Olho pela janela e vejo meu pai ao longe, caminhando de costas pra mim, encurvado e com as mãos cravadas nos bolsos - já não sei se de frio ou tristeza.

Abro a porta principal de casa e vejo minha avó sentada na varanda, com o olhar perdido, sem nenhum resquício de paz.

Já fazem quatro anos, e cada vez mais nos tornamos sombras do que éramos antes. Podemos até achar que superamos e passar por momentos felizes, mas há dias em que a lacuna fica grande demais pra poder ser preenchida.

Olho pro espelho e consigo ouvir o barulhinho que as pulseiras da minha mãe faziam quando ela se mexia, como se estivesse prestes a aparecer atrás de mim, do jeito que sempre fazia, pra perguntar o que eu encaro tão séria. Digo a ela que estou com saudades, e as lágrimas caem. A sensação de estar falando com o vazio me derruba, e choro mais. Pra onde você foi?, eu pergunto. No começo não era assim, eu ainda conseguia te sentir aqui. Comigo.
Queria tanto poder me desculpar e fazer tudo de novo, diferente, melhor... mas acho que essa dor nunca vai passar - ela só muda ao longo dos anos. E a ferida chamada saudade hoje abriu mais uma vez.

A cada dia se torna mais difícil lembrar de como você era. Seu jeito, sua voz, seu cheiro, sua risada, suas manias... aos poucos ficam enevoadas nas minhas lembranças, e isso dói. Seu perfume já passou da validade há muito tempo, mas continua intocado na prateleira. Não usei uma gota, mas às vezes abro um pouco a tampa só pra me lembrar como era a sensação de ter você por perto, e imediatamente, inconscientemente, a fecho, pra que sua essência não se desperdice. Suas roupas, suas joias, eu uso. Quero que, em algum lugar, você veja que tenho orgulho de quem você foi.
Às vezes me pego de relance em algum espelho por aí e enxergo você. Eu estava errada, mãe, quero ser como você. Me perdoe por não ter sido uma boa filha, tento reparar isso todos os dias com as pessoas que ainda tenho ao meu lado, e esse se tornou o maior desafio da minha vida.
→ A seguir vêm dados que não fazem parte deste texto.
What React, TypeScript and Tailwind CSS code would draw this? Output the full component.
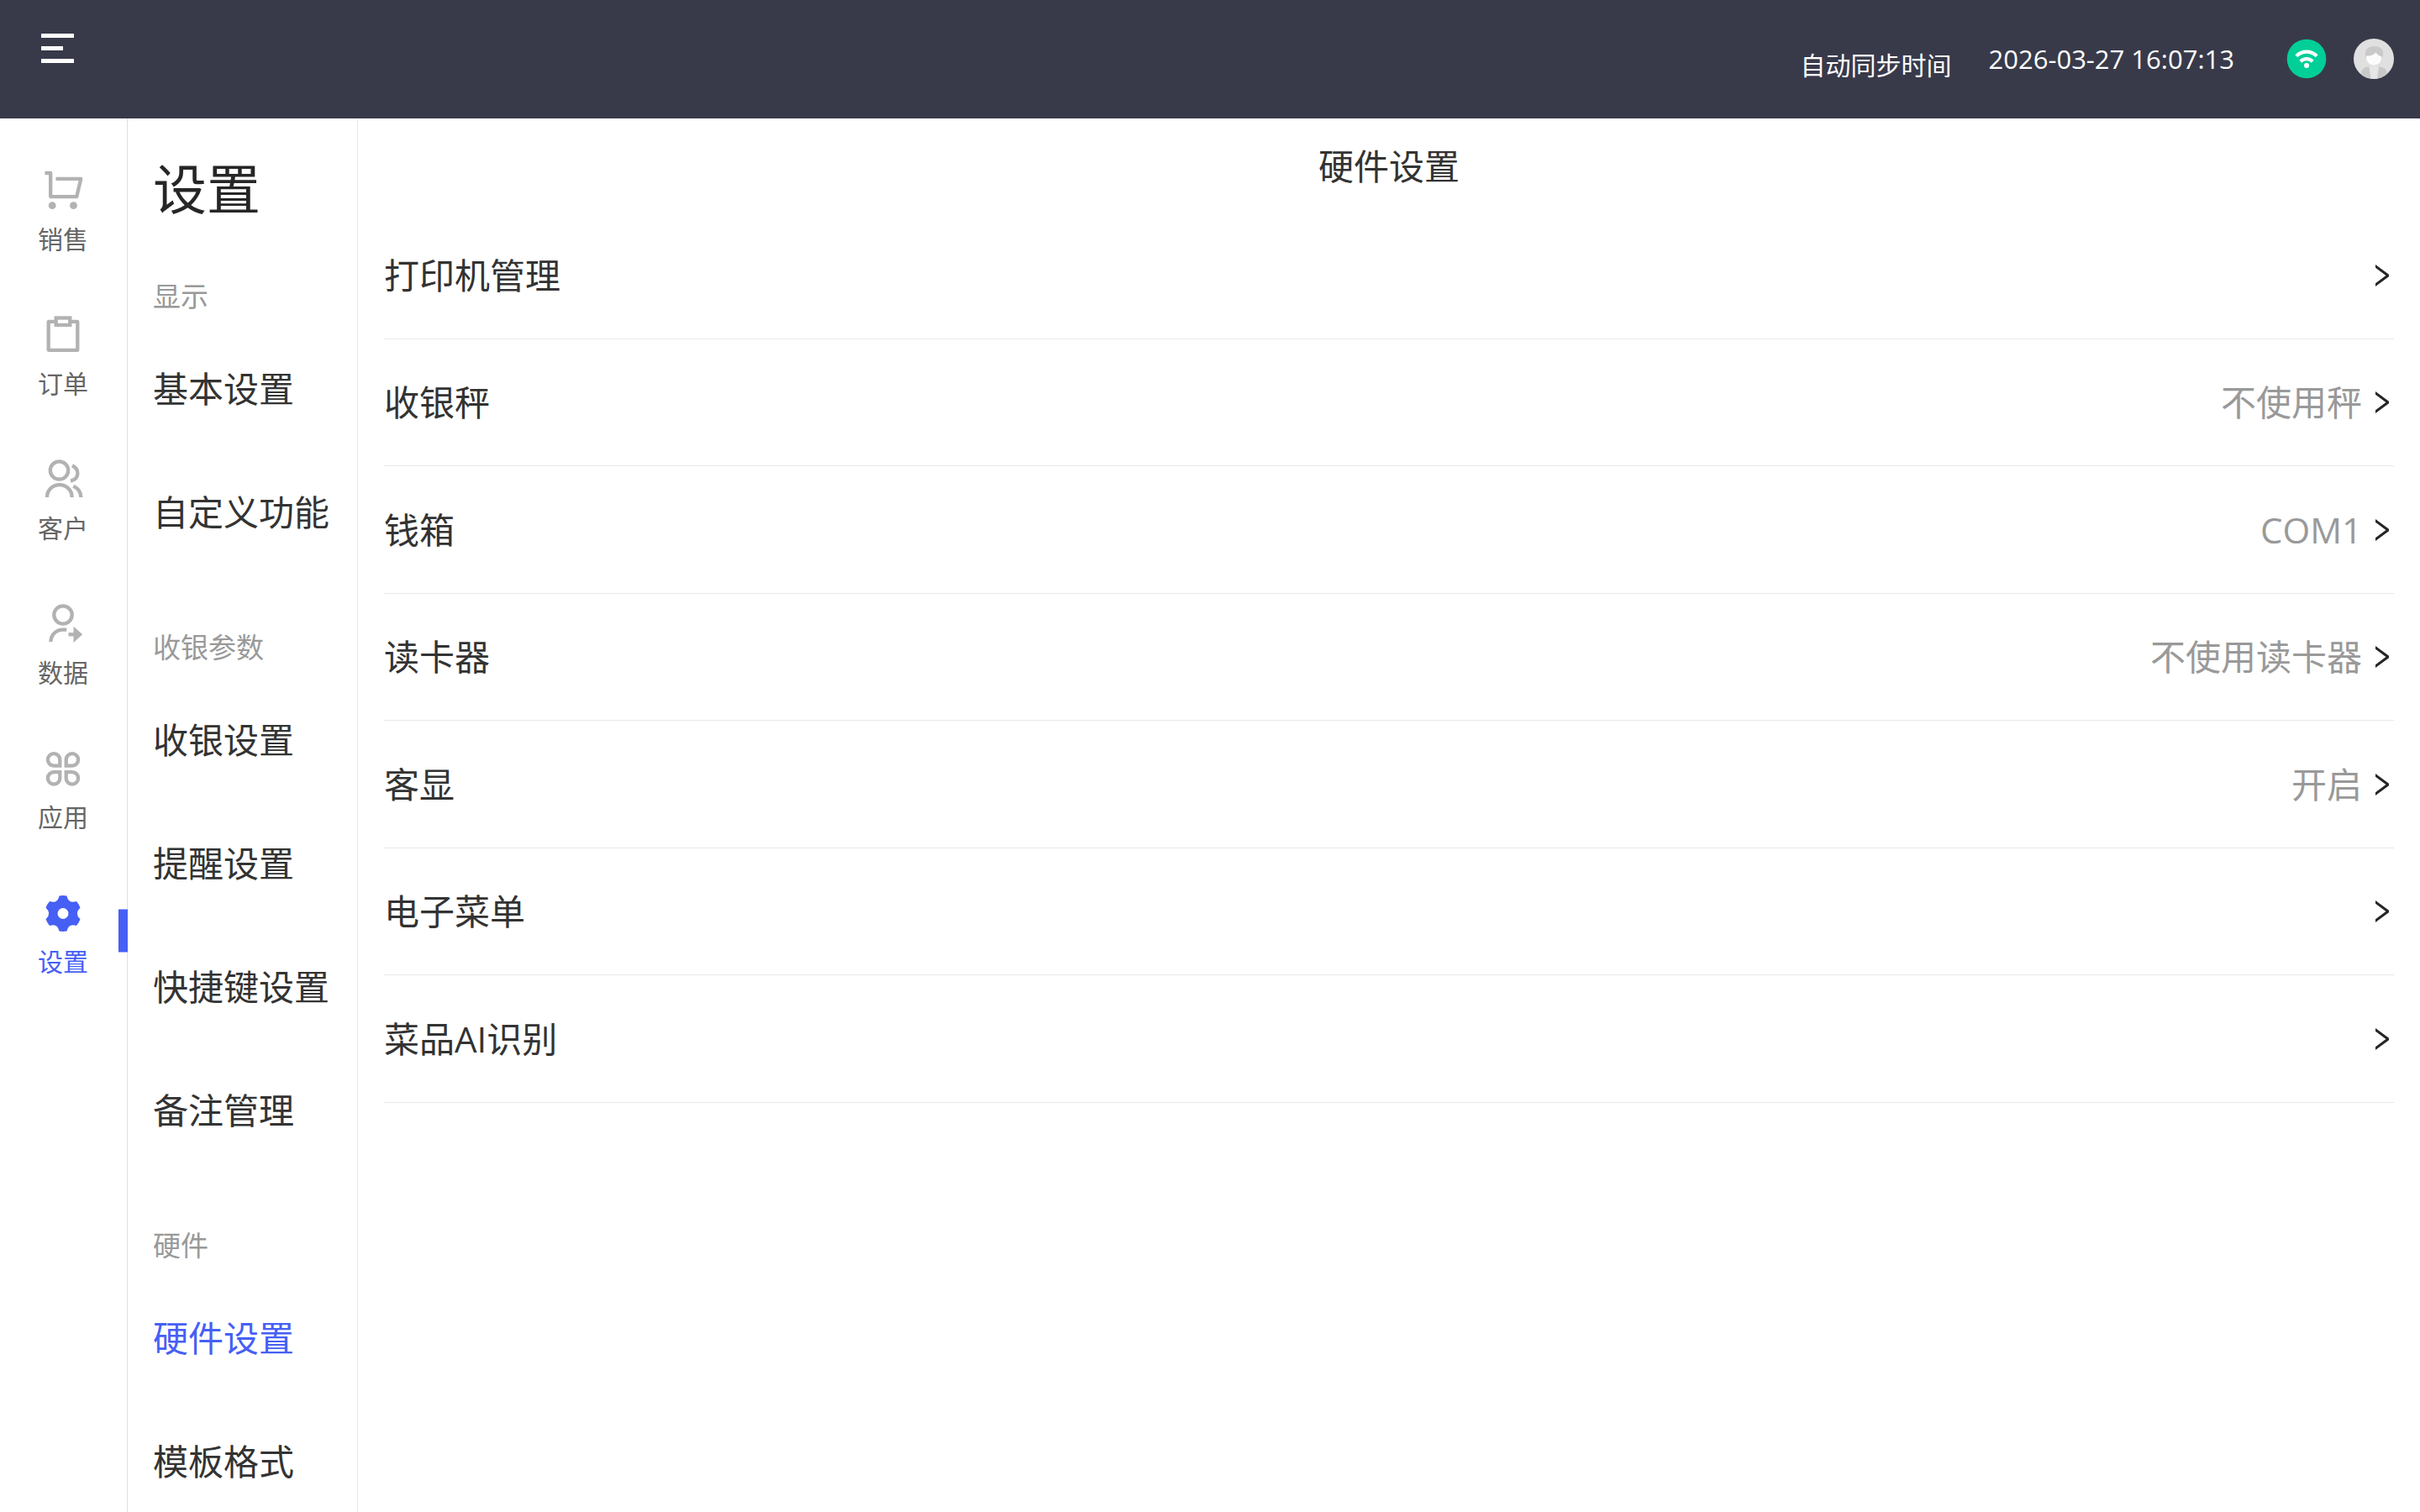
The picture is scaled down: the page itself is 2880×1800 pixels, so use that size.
import { useState } from "react";
import type { ReactNode } from "react";
import clsx from "clsx";

type RailItem = { label: string; icon: ReactNode };
type Group = { title: string; items: string[] };
type Row = { label: string; value?: string };

const RAIL: RailItem[] = [
  { label: "销售", icon: <CartIcon /> },
  { label: "订单", icon: <ClipboardIcon /> },
  { label: "客户", icon: <CustomersIcon /> },
  { label: "数据", icon: <UserArrowIcon /> },
  { label: "应用", icon: <AppsIcon /> },
  { label: "设置", icon: <GearIcon /> },
];

const GROUPS: Group[] = [
  { title: "显示", items: ["基本设置", "自定义功能"] },
  { title: "收银参数", items: ["收银设置", "提醒设置", "快捷键设置", "备注管理"] },
  { title: "硬件", items: ["硬件设置", "模板格式"] },
];

const ROWS: Row[] = [
  { label: "打印机管理" },
  { label: "收银秤", value: "不使用秤" },
  { label: "钱箱", value: "COM1" },
  { label: "读卡器", value: "不使用读卡器" },
  { label: "客显", value: "开启" },
  { label: "电子菜单" },
  { label: "菜品AI识别" },
];

export default function App() {
  const [section, setSection] = useState("设置");
  const [page, setPage] = useState("硬件设置");

  return (
    <div className="flex h-screen flex-col overflow-hidden bg-white font-['Open_Sans','Noto_Sans_CJK_SC',sans-serif] text-[#333]">
      <TopBar />
      <div className="flex min-h-0 flex-1">
        <nav className="w-[152px] shrink-0 border-r border-[#e0e0e0] pt-[21px]">
          {RAIL.map((item) => (
            <RailButton
              key={item.label}
              item={item}
              active={item.label === section}
              onClick={() => setSection(item.label)}
            />
          ))}
        </nav>

        <aside className="w-[274px] shrink-0 overflow-y-auto border-r border-[#e8e8e8] [scrollbar-width:none]">
          <h1 className="px-[30px] pt-[46px] pb-0.5 text-[64px] leading-[76px] text-[#262626]">
            设置
          </h1>
          {GROUPS.map((group) => (
            <section key={group.title}>
              <h2 className="px-[30px] pt-16 pb-3 text-[33px] leading-[48px] text-[#999]">
                {group.title}
              </h2>
              {group.items.map((name) => (
                <button
                  key={name}
                  type="button"
                  onClick={() => setPage(name)}
                  className={clsx(
                    "flex h-[147px] w-full items-center px-[30px] text-[42px] leading-[60px] whitespace-nowrap",
                    name === page && "text-[#465ff5]",
                  )}
                >
                  {name}
                </button>
              ))}
            </section>
          ))}
        </aside>

        <main className="min-w-0 flex-1 overflow-y-auto [scrollbar-width:none]">
          <h2 className="pt-[27px] pb-6 text-center text-[42px] leading-[60px]">{page}</h2>
          <ul className="mx-[31px]">
            {ROWS.map((row) => (
              <SettingRow key={row.label} row={row} />
            ))}
          </ul>
        </main>
      </div>
    </div>
  );
}

function TopBar() {
  return (
    <header className="flex h-[141px] shrink-0 items-center bg-[#383a4a] pr-[31px] pb-0.5 pl-[49px] text-white">
      <button type="button" aria-label="菜单" className="mt-10 self-start">
        <svg width="39" height="35" viewBox="0 0 39 35" fill="currentColor">
          <path d="M0 0H39V5H0zM0 15H26V20H0zM0 30H39V35H0z" />
        </svg>
      </button>
      <button type="button" className="mt-4 ml-auto text-[30px] leading-10">
        自动同步时间
      </button>
      <time className="ml-11 text-[31px] leading-10">2026-03-27 16:07:13</time>
      <svg className="ml-[62px]" width="48" height="48" viewBox="0 0 48 48" fill="none">
        <circle cx="24" cy="24" r="23.3" fill="#00cf97" />
        <g stroke="#fff" strokeWidth="4.2">
          <path d="M11.8 20.8A17 17 0 0 1 36.2 20.8" />
          <path d="M16.8 27.2A10.2 10.2 0 0 1 31.2 27.2" />
        </g>
        <circle cx="24" cy="32" r="3" fill="#fff" />
      </svg>
      <button type="button" aria-label="账户" className="ml-8">
        <svg width="48" height="48" viewBox="0 0 48 48">
          <circle cx="24" cy="24" r="24" fill="#e0e0e0" />
          <path
            d="M9 42.8C9 36.5 12 34 18 33.5H30.5C36.5 34 39.5 36.5 40 41.8A24 24 0 0 1 9 42.8z"
            fill="#c9c9c9"
          />
          <path d="M18.5 33H30L28 47.6A24 24 0 0 1 20.5 47.6z" fill="#e6e6e6" />
          <path d="M14 21C13 13 17 9 25 9C33 9 36 14 35 20L33 23H15z" fill="#c9c9c9" />
          <path
            d="M15 20.5C20 21 24 19.5 26.5 16.5C28 19 30 20.5 33 21C33.5 28 29.5 31.5 24 31.5C18.5 31.5 15 27.5 15 20.5z"
            fill="#fcfcfc"
          />
        </svg>
      </button>
    </header>
  );
}

function RailButton({
  item,
  active,
  onClick,
}: {
  item: RailItem;
  active: boolean;
  onClick: () => void;
}) {
  return (
    <button
      type="button"
      onClick={onClick}
      className={clsx(
        "relative flex h-[172px] w-full flex-col items-center gap-[15px] pt-10 pr-px",
        active ? "text-[#465ff5]" : "text-[#b2b2b2]",
      )}
    >
      {item.icon}
      <span className={clsx("text-[30px] leading-10", !active && "text-[#666]")}>{item.label}</span>
      {active && (
        <span className="absolute top-1/2 -right-px h-[51px] w-[11px] -translate-y-1/2 bg-[#465ff5]" />
      )}
    </button>
  );
}

function SettingRow({ row }: { row: Row }) {
  return (
    <li className="border-b border-[#e8e8e8] odd:h-[152px] even:h-[151px]">
      <button
        type="button"
        className="flex h-full w-full items-center justify-between pr-1.5 text-[42px] leading-[60px]"
      >
        <span>{row.label}</span>
        <span className="flex items-center gap-4 text-[#999]">
          {row.value}
          <svg width="16" height="26" viewBox="0 0 16 26" fill="#262626">
            <path d="M0 0L16 11.8V14.2L0 26V22.2L12.4 13L0 3.8z" />
          </svg>
        </span>
      </button>
    </li>
  );
}

function Icon({ children }: { children: ReactNode }) {
  return (
    <svg
      width="48"
      height="48"
      viewBox="0 0 48 48"
      fill="none"
      stroke="currentColor"
      strokeWidth="4.3"
      className="shrink-0"
    >
      {children}
    </svg>
  );
}

function CartIcon() {
  return (
    <Icon>
      <path d="M2.5 4H9.2V32.2H40.2L45.3 10.8H15.5" strokeLinejoin="round" />
      <g fill="currentColor" stroke="none">
        <circle cx="11.2" cy="42.7" r="4.4" />
        <circle cx="36.5" cy="42.7" r="4.4" />
      </g>
    </Icon>
  );
}

function ClipboardIcon() {
  return (
    <Icon>
      <rect x="6.7" y="8.8" width="34.6" height="34" rx="0.5" />
      <rect x="15.7" y="4.5" width="16.6" height="8.4" fill="#fff" />
    </Icon>
  );
}

function CustomersIcon() {
  return (
    <Icon>
      <circle cx="19.5" cy="14" r="10.7" />
      <path d="M5 46V45.5A14.8 14.3 0 0 1 34.6 45.5V46" />
      <path d="M35 8.3C43.8 12.5 43.8 24 33 26.6" />
      <path d="M36.3 32.6C42 35.5 45.4 40 45.4 46" />
    </Icon>
  );
}

function UserArrowIcon() {
  return (
    <Icon>
      <circle cx="24" cy="14" r="10.7" />
      <path d="M9.3 46C9.8 37 16.5 31.6 24 31.6H28.3" />
      <path d="M30.5 37.3H38" />
      <path d="M36.5 27.7L47.2 37.3L36.5 47z" fill="currentColor" stroke="none" />
    </Icon>
  );
}

function AppsIcon() {
  const petal = "M20.3 21.6H13A7.2 7.2 0 1 1 20.3 14.4z";
  return (
    <Icon>
      <path d={petal} />
      <path d={petal} transform="matrix(-1 0 0 1 48 0)" />
      <path d={petal} transform="matrix(1 0 0 -1 0 50.8)" />
      <path d={petal} transform="matrix(-1 0 0 -1 48 50.8)" />
    </Icon>
  );
}

function GearIcon() {
  // one tooth tip plus the hollow after it, repeated every 60 degrees
  const at = (deg: number, r: number) => {
    const a = (deg * Math.PI) / 180;
    return `${(24 + r * Math.sin(a)).toFixed(2)} ${(25.5 - r * Math.cos(a)).toFixed(2)}`;
  };
  const teeth = [0, 60, 120, 180, 240, 300].map(
    (deg) => `A21.5 21.5 0 0 1 ${at(deg + 12, 21.5)}Q${at(deg + 30, 13)} ${at(deg + 48, 21.5)}`,
  );
  return (
    <Icon>
      <path
        d={`M${at(-12, 21.5)}${teeth.join("")}zM17.5 25.5a6.5 6.5 0 1 0 13 0a6.5 6.5 0 1 0 -13 0z`}
        fill="currentColor"
        fillRule="evenodd"
        stroke="none"
      />
    </Icon>
  );
}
Apesar de tudo isso, eu venho lidando relativamente bem com a situação: a ausência sempre me assustou menos que a presença. Acho que é por isso que me dói mais não ter feito o certo antes do que não ter você aqui agora.
Acho que é por isso que não sei lidar direito com quem ainda tenho.
Ainda sou só uma menina tentando lidar com o amor - e com a falta dele.